Con la sentenza 118/2020 depositata il 23 giugno scorso, la Corte Costituzionale ha esteso il diritto all’indennizzo per danni da vaccino anche alle vaccinazioni non obbligatorie. Purché il nesso di causa sia provato con oggettività, le richieste di indennizzo possono dunque essere avanzate anche da chi - il danno - l’ha subito dopo una vaccinazione “fortemente raccomandata” seppur non obbligatoria.
Tale sentenza, dunque, va a dichiarare l’illegittimità della legge n. 210/1992 che prevede un "indennizzo a favore dei soggetti danneggiati da complicanze di tipo irreversibile a causa di vaccinazioni obbligatorie, trasfusioni e somministrazione di emoderivati”.
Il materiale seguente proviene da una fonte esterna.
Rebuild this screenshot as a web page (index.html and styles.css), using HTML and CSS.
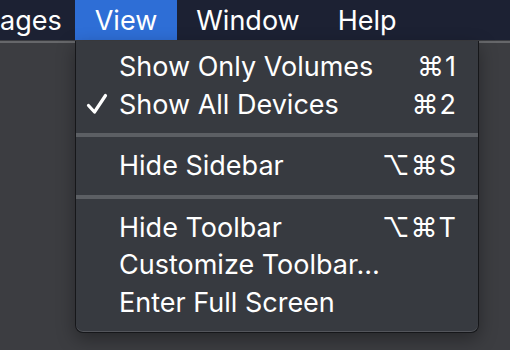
FILE: index.html
```html
<!DOCTYPE html>
<html lang="en">
<head>
    <meta charset="UTF-8">
    <title>View Menu</title>
    <link rel="stylesheet" href="styles.css">
</head>
<body>
    <div class="menubar">
        <span class="menubar-item">ages</span>
        <span class="menubar-item active">View</span>
        <span class="menubar-item">Window</span>
        <span class="menubar-item">Help</span>
    </div>

    <div class="desktop">
        <div class="window-top"></div>

        <div class="menu">
            <div class="menu-item">
                <span class="check"></span>
                <span class="label">Show Only Volumes</span>
                <span class="shortcut">⌘1</span>
            </div>
            <div class="menu-item">
                <span class="check">
                    <svg width="22" height="22" viewBox="0 0 22 22">
                        <path d="M2.5 12.5 L8.5 19 L19.5 2.5" fill="none" stroke="#fff" stroke-width="3.2" stroke-linecap="round" stroke-linejoin="round"/>
                    </svg>
                </span>
                <span class="label">Show All Devices</span>
                <span class="shortcut">⌘2</span>
            </div>
            <div class="separator"></div>
            <div class="menu-item">
                <span class="check"></span>
                <span class="label">Hide Sidebar</span>
                <span class="shortcut">⌥⌘S</span>
            </div>
            <div class="separator"></div>
            <div class="menu-item">
                <span class="check"></span>
                <span class="label">Hide Toolbar</span>
                <span class="shortcut">⌥⌘T</span>
            </div>
            <div class="menu-item">
                <span class="check"></span>
                <span class="label">Customize Toolbar…</span>
                <span class="shortcut"></span>
            </div>
            <div class="menu-item">
                <span class="check"></span>
                <span class="label">Enter Full Screen</span>
                <span class="shortcut"></span>
            </div>
        </div>
    </div>
</body>
</html>
```

FILE: styles.css
```css
:root {
    --bar-bg: #1c2133;
    --highlight: #2e6ed6;
    --desk-bg: #3c3d41;
    --menu-bg: #373a40;
    --sep: #5c5f64;
    --text: #ffffff;
}

html, body {
    margin: 0;
    padding: 0;
    height: 100%;
    overflow: hidden;
}

body {
    width: 510px;
    height: 350px;
    font-family: Inter, "Noto Sans", sans-serif;
    background: var(--desk-bg);
    color: var(--text);
}

.menubar {
    height: 40px;
    background: var(--bar-bg);
    display: flex;
    align-items: stretch;
    white-space: nowrap;
}

.menubar-item {
    display: flex;
    align-items: center;
    padding: 0 19px;
    font-size: 27px;
    line-height: 1;
}

.menubar-item:first-child {
    padding: 0 13px 0 0;
}

.menubar-item.active {
    padding: 0 20px 0 20px;
    background: var(--highlight);
}

.desktop {
    position: relative;
    height: 310px;
}

.window-top {
    height: 2px;
    background: #66676a;
    margin-top: 1px;
}

.menu {
    position: absolute;
    left: 75px;
    top: 0;
    width: 402px;
    padding: 7px 0 11px;
    background: var(--menu-bg);
    border: 1px solid #16171a;
    border-top: none;
    border-radius: 0 0 8px 8px;
    box-shadow: inset 0 -1px 0 rgba(255, 255, 255, 0.14),
                0 6px 18px rgba(0, 0, 0, 0.35);
}

.menu-item {
    display: flex;
    align-items: center;
    height: 37.5px;
    font-size: 27px;
    white-space: nowrap;
}

.check {
    width: 43px;
    display: flex;
    justify-content: flex-end;
}

.check svg {
    margin-right: 11px;
}

.label {
    flex: 1;
}

.shortcut {
    padding-right: 21px;
    letter-spacing: 1px;
}

.separator {
    height: 4px;
    background: var(--sep);
    margin: 10px 0;
}
```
La vicenda ha per protagonista una donna che, dopo essersi sottoposta nel 2003 al vaccino contro l’Epatite A, sviluppava la patologia nota come “lupus eritematoso sistemico”. Si rivolgeva dunque alla Corte d’Appello di Lecce che, verificata l’esistenza del nesso causale tra la vaccinazione e la patologia, stabiliva il diritto all’indennizzo.
Il Ministero della Salute ricorreva dunque in Cassazione ponendo come motivazione la non obbligatorietà del vaccino contro l’Epatite A. La legge n. 2010/1992, al Comma 1, recita infatti: "Chiunque abbia riportato, a causa di vaccinazioni obbligatorie per legge o per ordinanza di una autorità sanitaria italiana, lesioni o infermità, dalle quali sia derivata una menomazione permanente della integrità psico-fisica, ha diritto ad un indennizzo da parte dello Stato, alle condizioni e nei modi stabiliti dalla presente legge”. La Cassazione si rivolgeva dunque alla Consulta, per dichiarare l’illegittimità costituzionale dell’articolo 1, comma 1.
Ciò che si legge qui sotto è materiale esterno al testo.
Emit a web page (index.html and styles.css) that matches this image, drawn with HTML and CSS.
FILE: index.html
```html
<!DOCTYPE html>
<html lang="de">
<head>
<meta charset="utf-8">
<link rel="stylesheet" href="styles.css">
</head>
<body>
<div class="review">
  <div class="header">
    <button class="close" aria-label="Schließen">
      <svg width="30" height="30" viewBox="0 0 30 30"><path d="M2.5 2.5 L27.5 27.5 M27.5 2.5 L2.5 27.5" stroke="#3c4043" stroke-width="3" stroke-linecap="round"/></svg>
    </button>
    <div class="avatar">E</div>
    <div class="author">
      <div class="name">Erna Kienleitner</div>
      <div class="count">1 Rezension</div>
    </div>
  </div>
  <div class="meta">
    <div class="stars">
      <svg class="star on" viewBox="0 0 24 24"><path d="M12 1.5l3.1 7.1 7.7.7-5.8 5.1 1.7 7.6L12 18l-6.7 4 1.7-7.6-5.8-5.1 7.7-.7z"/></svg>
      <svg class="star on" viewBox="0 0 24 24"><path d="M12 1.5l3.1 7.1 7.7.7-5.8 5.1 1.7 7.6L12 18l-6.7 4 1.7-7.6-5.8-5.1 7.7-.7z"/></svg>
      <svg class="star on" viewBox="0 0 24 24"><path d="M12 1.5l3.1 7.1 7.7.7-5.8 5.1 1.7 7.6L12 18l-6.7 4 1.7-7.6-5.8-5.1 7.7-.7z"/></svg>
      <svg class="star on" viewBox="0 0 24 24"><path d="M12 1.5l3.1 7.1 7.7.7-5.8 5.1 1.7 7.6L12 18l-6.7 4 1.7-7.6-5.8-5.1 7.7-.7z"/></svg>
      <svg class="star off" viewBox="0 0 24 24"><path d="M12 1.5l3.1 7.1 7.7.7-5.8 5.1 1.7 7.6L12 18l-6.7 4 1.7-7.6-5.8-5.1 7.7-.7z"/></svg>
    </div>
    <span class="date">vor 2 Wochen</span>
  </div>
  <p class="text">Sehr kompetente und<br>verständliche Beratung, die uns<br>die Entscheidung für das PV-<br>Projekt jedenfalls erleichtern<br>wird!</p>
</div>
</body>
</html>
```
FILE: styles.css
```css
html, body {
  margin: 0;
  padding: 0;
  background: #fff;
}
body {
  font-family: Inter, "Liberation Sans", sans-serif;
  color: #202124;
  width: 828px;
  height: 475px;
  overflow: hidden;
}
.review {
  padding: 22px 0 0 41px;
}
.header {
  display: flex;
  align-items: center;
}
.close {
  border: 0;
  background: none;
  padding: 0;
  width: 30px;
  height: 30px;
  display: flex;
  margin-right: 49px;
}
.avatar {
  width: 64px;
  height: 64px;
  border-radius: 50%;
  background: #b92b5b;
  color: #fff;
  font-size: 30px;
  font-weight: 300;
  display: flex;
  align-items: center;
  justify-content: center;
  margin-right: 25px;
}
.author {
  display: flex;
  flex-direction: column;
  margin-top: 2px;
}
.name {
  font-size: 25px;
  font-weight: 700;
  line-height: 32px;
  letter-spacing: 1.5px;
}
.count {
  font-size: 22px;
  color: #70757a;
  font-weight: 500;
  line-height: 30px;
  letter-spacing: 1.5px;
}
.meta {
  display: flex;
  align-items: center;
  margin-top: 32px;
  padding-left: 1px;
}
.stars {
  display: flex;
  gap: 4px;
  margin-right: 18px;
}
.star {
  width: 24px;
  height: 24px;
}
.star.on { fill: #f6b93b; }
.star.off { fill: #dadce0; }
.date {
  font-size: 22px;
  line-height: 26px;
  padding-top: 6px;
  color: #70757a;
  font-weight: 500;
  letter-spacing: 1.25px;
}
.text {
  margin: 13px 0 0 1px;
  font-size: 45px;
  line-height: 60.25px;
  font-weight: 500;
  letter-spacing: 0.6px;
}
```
Pur non essendo la vaccinazione in questione obbligatoria, l’autorità sanitaria la consiglia fortemente. Nel periodo in cui la donna era stata vaccinata, inoltre, era in corso in Puglia una campagna contro l'epatite A. La donna aveva ricevuto una comunicazione che presentava la vaccinazione “non tanto come prestazione raccomandata, ma quasi come se fosse stata obbligatoria”.
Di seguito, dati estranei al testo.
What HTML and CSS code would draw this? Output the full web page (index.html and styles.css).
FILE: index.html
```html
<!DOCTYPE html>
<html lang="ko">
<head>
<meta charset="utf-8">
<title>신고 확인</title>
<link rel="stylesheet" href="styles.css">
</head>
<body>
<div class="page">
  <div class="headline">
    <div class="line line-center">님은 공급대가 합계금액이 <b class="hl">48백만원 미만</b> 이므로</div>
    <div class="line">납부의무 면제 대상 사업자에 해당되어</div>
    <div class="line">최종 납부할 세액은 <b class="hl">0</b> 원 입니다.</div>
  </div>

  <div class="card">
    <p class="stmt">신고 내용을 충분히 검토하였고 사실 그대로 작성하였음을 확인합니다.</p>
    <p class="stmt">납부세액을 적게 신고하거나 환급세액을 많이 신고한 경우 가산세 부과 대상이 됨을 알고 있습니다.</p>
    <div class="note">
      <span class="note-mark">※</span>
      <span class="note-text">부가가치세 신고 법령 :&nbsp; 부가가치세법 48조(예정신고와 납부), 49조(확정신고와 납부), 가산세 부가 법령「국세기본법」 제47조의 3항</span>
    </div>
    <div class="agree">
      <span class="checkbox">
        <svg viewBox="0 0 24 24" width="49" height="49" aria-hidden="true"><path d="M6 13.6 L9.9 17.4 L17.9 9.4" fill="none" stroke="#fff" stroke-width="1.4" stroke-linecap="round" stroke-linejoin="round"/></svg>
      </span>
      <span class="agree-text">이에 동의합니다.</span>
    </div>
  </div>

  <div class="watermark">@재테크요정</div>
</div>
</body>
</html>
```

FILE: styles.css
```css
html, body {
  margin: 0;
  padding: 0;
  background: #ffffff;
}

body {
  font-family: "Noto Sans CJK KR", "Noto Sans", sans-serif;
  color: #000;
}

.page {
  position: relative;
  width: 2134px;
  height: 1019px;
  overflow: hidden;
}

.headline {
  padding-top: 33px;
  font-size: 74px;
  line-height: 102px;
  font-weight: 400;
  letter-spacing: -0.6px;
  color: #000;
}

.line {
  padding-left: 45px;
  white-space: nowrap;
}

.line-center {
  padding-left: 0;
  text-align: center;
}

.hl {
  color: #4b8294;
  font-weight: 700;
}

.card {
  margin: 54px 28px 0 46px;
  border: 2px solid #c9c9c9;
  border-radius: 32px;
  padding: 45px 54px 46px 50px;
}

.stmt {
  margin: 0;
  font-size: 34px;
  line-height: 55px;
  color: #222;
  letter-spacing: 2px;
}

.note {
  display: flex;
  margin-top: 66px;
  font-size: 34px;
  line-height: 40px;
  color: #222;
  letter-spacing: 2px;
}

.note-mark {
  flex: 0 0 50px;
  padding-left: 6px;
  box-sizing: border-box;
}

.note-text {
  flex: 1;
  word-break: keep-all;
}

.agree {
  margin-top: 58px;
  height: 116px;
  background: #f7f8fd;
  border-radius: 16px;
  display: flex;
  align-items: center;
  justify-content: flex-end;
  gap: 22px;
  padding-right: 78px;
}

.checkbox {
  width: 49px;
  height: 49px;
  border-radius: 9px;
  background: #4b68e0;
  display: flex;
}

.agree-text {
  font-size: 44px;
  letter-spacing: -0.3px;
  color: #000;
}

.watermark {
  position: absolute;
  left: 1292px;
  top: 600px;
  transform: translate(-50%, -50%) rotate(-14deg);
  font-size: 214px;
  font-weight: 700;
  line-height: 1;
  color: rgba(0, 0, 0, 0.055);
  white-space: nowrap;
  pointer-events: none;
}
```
“Benché la tecnica della raccomandazione esprima maggiore attenzione all'autodeterminazione individuale, essa è pur sempre indirizzata allo scopo di ottenere la migliore salvaguardia della salute come interesse (anche) collettivo”: con questa motivazione, la Corte Costituzionale ha stabilito il diritto all’indennizzo anche per i danni da vaccino non obbligatorio. Tantopiù che, nel caso in questione, la campagna vaccinale promossa dalla Regione Puglia ha trovato diversi riscontri nei piani vaccinali nazionali e in una specifica raccomandazione del Ministero della Salute del 26 luglio 2017.
"La ragione che fonda il diritto all'indennizzo del singolo non risiede nel fatto che questi si sia sottoposto a un trattamento obbligatorio: riposa, piuttosto, sul necessario adempimento, che si impone alla collettività, di un dovere di solidarietà, laddove le conseguenze negative per l'integrità psico-fisica derivino da un trattamento sanitario (obbligatorio o raccomandato che sia) effettuato nell'interesse della collettività stessa, oltre che in quello individuale”, si legge nella sentenza.
Una sentenza, questa, che ha decisamente cambiato le carte in tavola sul fronte degli indennizzi per danni da vaccino.